Dans l’évangile de Marc, nous lisions que Jésus, en réponse au scribe qui l’interrogeait, lui rappelait le «Schema», la confession de foi juive : Écoute, Israël, le Seigneur notre Dieu est l’unique Seigneur. Et tout de suite après il citait le commandement : Tu aimeras le Seigneur de tout ton cœur, de toute ton âme… Oui, ce qu’il y a d’unique en Dieu, c’est qu’il nous aime. D’un amour incomparable, absolument spécifique, premier. C’est ainsi qu’il nous rencontre. Si bien, que le rencontrer, de notre côté, ne peut se faire sans l’aimer de tout notre cœur, de toute notre âme. Mais j’inclus, dans ces expressions, de tout mon cœur, de toute mon âme, de toute ma pensée, toutes les questions et tous les problèmes de nos vies, toutes les relations qui nous lient à la société et au monde, afin qu’ainsi ce soit le monde qui, à travers chacun de nous rencontre le Dieu unique.

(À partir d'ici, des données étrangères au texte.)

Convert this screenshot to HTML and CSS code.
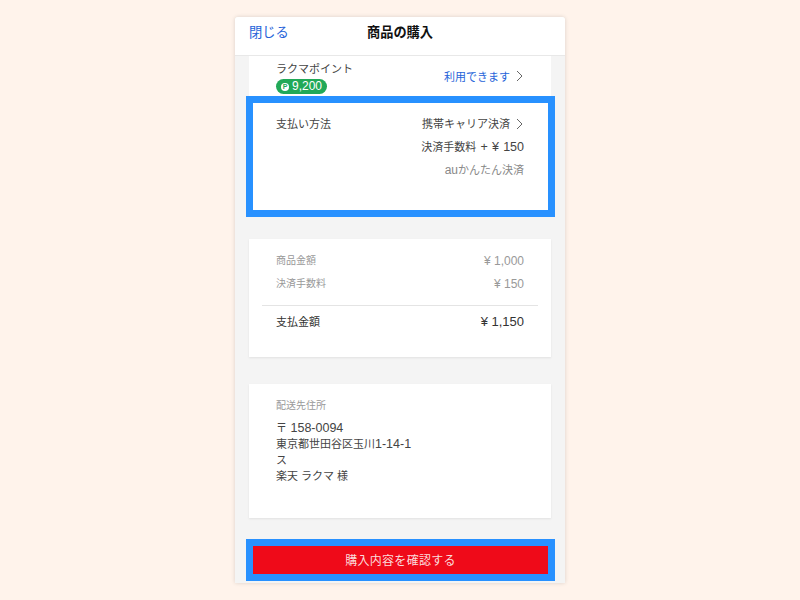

Ne pensez-vous pas que, comprise ainsi, l’Église est un point de rencontre et de médiation assez extraordinaire ? Cela nous permet peut-être de mieux comprendre et accepter l’exigence des spirituels anciens. Face au Dieu unique, ils voulaient que nous aussi suivions un chemin d’unification de soi : c’est-à-dire que nous nous débarrassions des choses encombrantes de notre vie, les soucis, les attaches inutiles, les pensées obsédantes, toutes ces scories pesantes qui nous empêchent d’aborder le Seigneur. Ils voulaient que nous puissions nous concentrer en nous-mêmes, devenir simples afin de

pouvoir entendre réellement sa Parole. Je crois que ce chemin spirituel est toujours valable. Mais nous ne devons pas l’absolutiser, comme on l’a fait parfois dans certains milieux monastiques ou piétistes. En effet, d’autre part, comme je l’ai dit, nous avons vocation d’apporter au Seigneur toutes les dimensions de nos existences et toute la variété du monde, et les autres ! Car c’est lui, le Seigneur, qui est unique et un, ce n’est pas nous. C’est son amour qui est capable d’embrasser l’univers. Les Réformateurs l’ont souligné avec force de leur temps et à leur manière. En ce dimanche anniversaire, il fallait aussi que je rappelle que Dieu est pour nous le Dieu un.